- Born: David Ira Jablonski 1953 (age 72–73) ^{[citation needed]}
- Education: Columbia University Yale University
- Awards: Charles Schuchert Award (1988) Member of the National Academy of Sciences (2010)
- Scientific career
- Workplaces: University of Chicago American Museum of Natural History University of California, Santa Barbara University of California, Berkeley
- Thesis: Paleoecology, Paleobiogeography, and Evolutionary Patterns of Late Cretaceous Gulf and Atlantic Coastal Plain Mollusks (1979)
- Website: geosci.uchicago.edu/people/david-jablonski

= David Jablonski =

American paleontologist

David Ira Jablonski (born 1953) is an American professor of geophysical sciences at the University of Chicago. His research focuses upon the ecology and biogeography of the origin of major novelties, the evolutionary role of mass extinctions—in particular the Cretaceous–Paleogene extinction event—and other large-scale processes in the history of life.

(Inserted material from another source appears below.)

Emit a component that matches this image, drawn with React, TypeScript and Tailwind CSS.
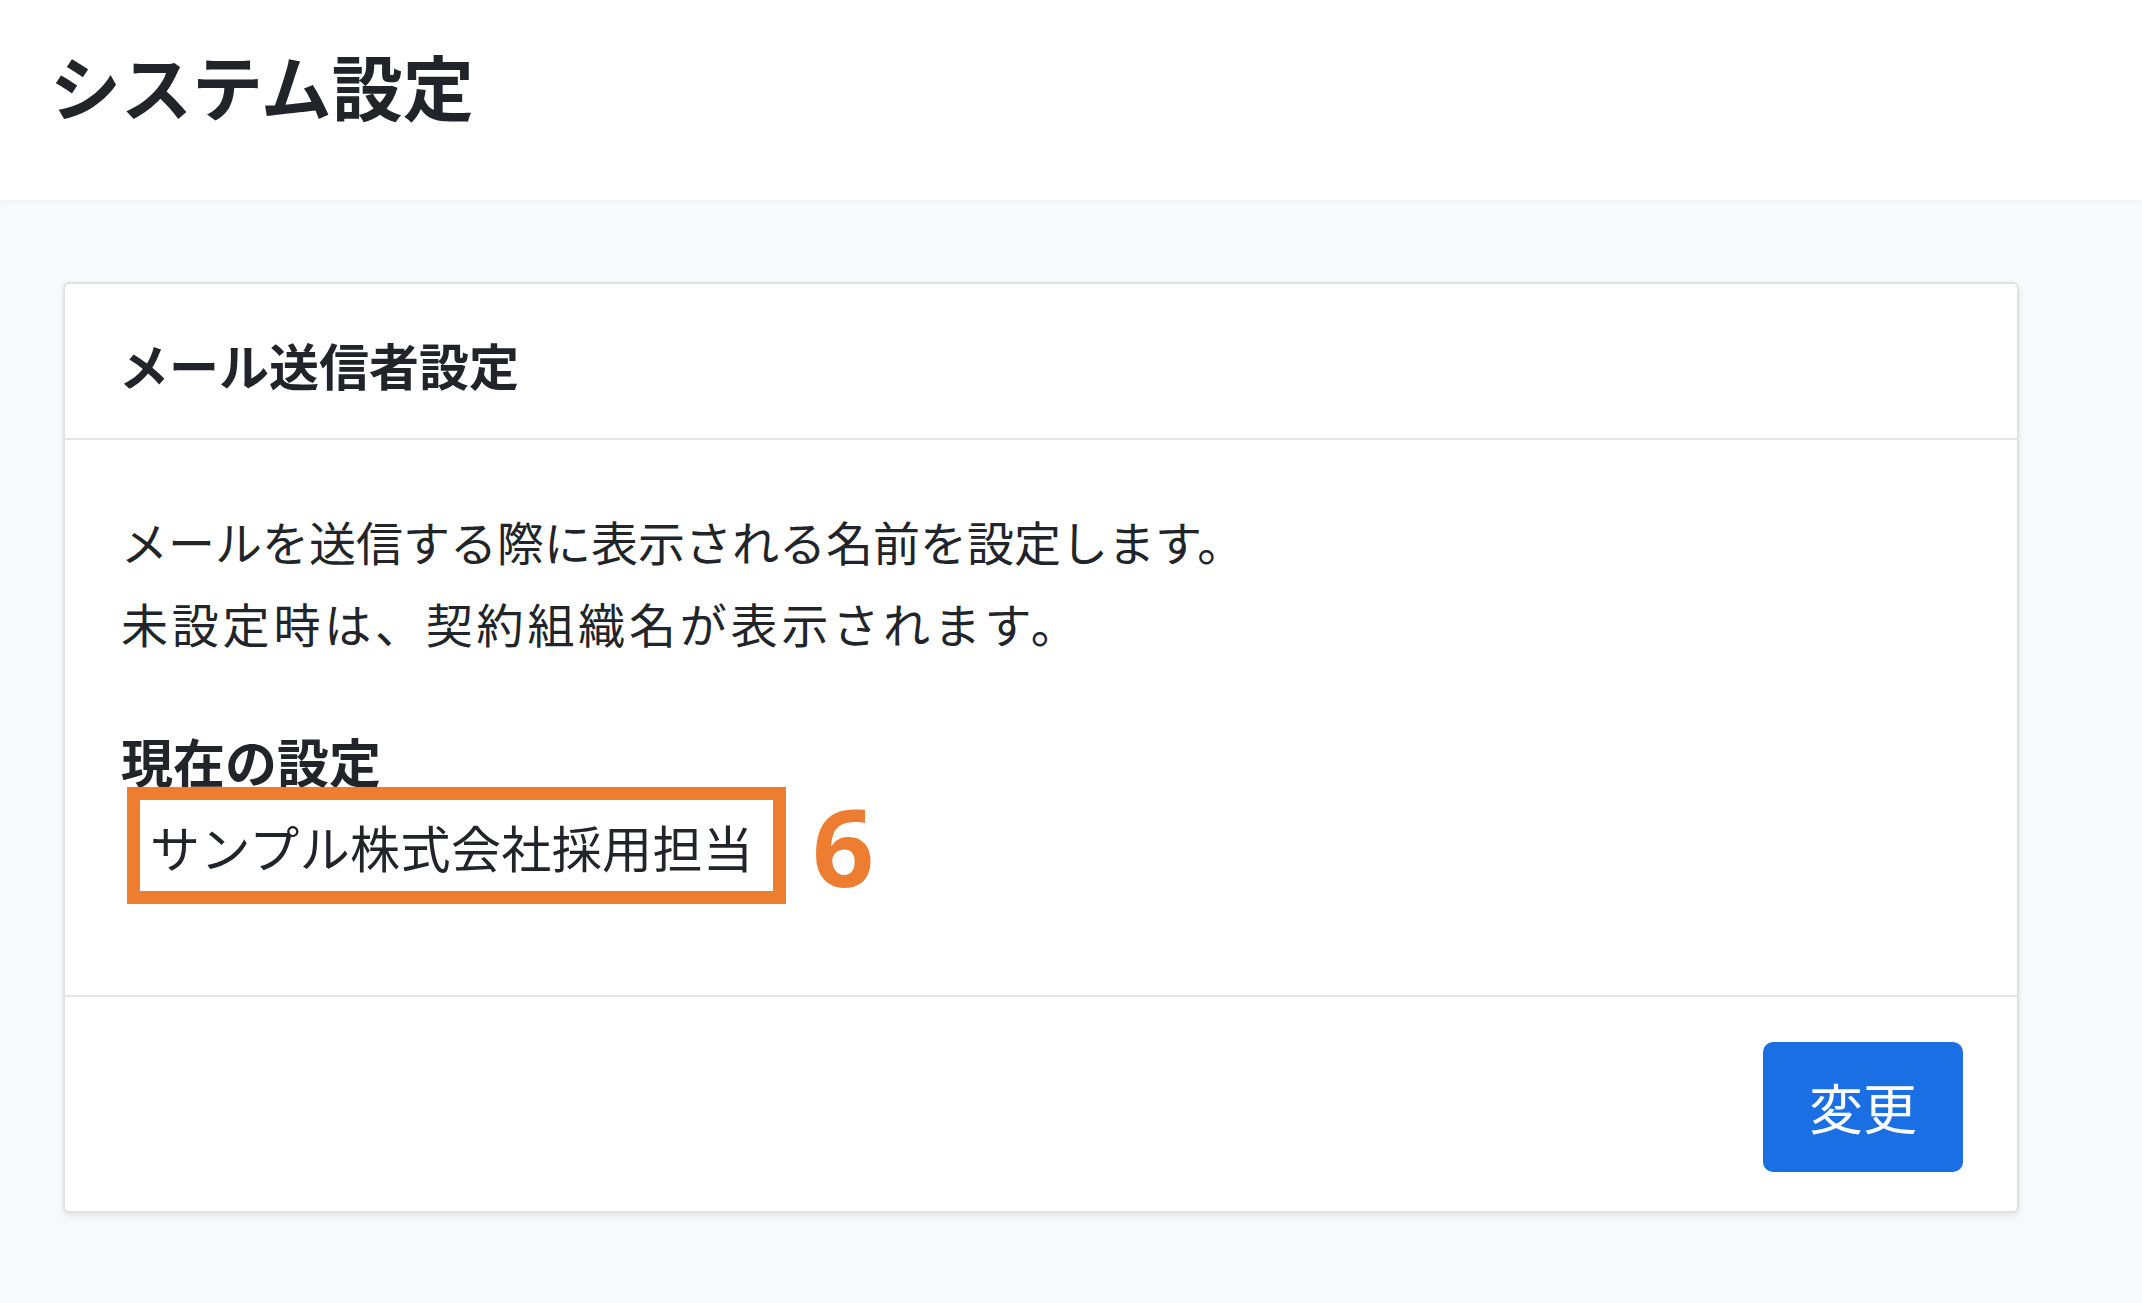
import React from "react";

const jp = { fontFamily: '"Noto Sans CJK JP", "Noto Sans", sans-serif' };

export default function App() {
  return (
    <div className="min-h-[1303px] flex flex-col bg-[#f8f9fa] text-[#212529]" style={jp}>
      <header className="h-[200px] bg-white pl-[50px] pt-[48px] shadow-[0_2px_4px_rgba(0,0,0,0.04)] relative z-10">
        <h1 className="text-[71px] leading-[72px] font-bold">システム設定</h1>
      </header>
      <main className="flex-1 pt-[82px] pl-[63px] pr-[123px]">
        <div className="rounded-[6px] border-2 border-[#dfe1e3] bg-white shadow-[0_3px_6px_rgba(0,0,0,0.08)]">
          <div className="h-[156px] border-b-2 border-[#e3e4e6] pl-[54px] pt-[6px] flex items-center">
            <h2 className="text-[50px] leading-[60px] font-bold">メール送信者設定</h2>
          </div>
          <div className="pl-[56px] pt-[60px] pb-[91px]">
            <p className="text-[47px] leading-[82px]">
              メールを送信する際に表示される名前を設定します。
              <br />
              <span className="tracking-[3.8px]">未設定時は、契約組織名が表示されます。</span>
            </p>
            <div className="mt-[67px] text-[52px] leading-[60px] font-bold">現在の設定</div>
            <div className="flex items-center -mt-[4px] ml-[6px]">
              <div className="h-[117px] border-[13px] border-[#ed7d31] pl-[10px] pr-[20px] flex items-center">
                <span className="text-[50px] leading-[60px] whitespace-nowrap tracking-[0.4px]">サンプル株式会社採用担当</span>
              </div>
              <span
                className="ml-[26px] text-[108px] leading-none font-bold text-[#ed7d31]"
                style={{ fontFamily: '"Open Sans", "Noto Sans", sans-serif' }}
              >
                6
              </span>
            </div>
          </div>
          <div className="border-t-2 border-[#e3e4e6] pt-[45px] pb-[39px] pr-[54px] flex justify-end">
            <button className="w-[200px] h-[130px] rounded-[10px] bg-[#1b6fe5] text-white text-[54px] leading-none flex items-center justify-center">
              変更
            </button>
          </div>
        </div>
      </main>
    </div>
  );
}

Jablonksi is a proponent of the extended evolutionary synthesis.

==Education==
Jablonski was educated at Columbia University (earning his Bachelor of Arts degree in 1974) and completed his graduate work at Yale University (with his Master of Science degree in 1976 and Ph.D. in 1979). As an undergraduate he worked at the American Museum of Natural History in the City of New York, NY. Then continued postdoctoral research at the University of California, Santa Barbara and the University of California, Berkeley. In 1985, he was hired by the University of Chicago.

==Awards==
In 1988, the Paleontological Society awarded Jablonski with the Charles Schuchert Award, which is given to persons under 40 "whose work reflects excellence and promise in paleontology". In 2004, he received the Quantrell Award.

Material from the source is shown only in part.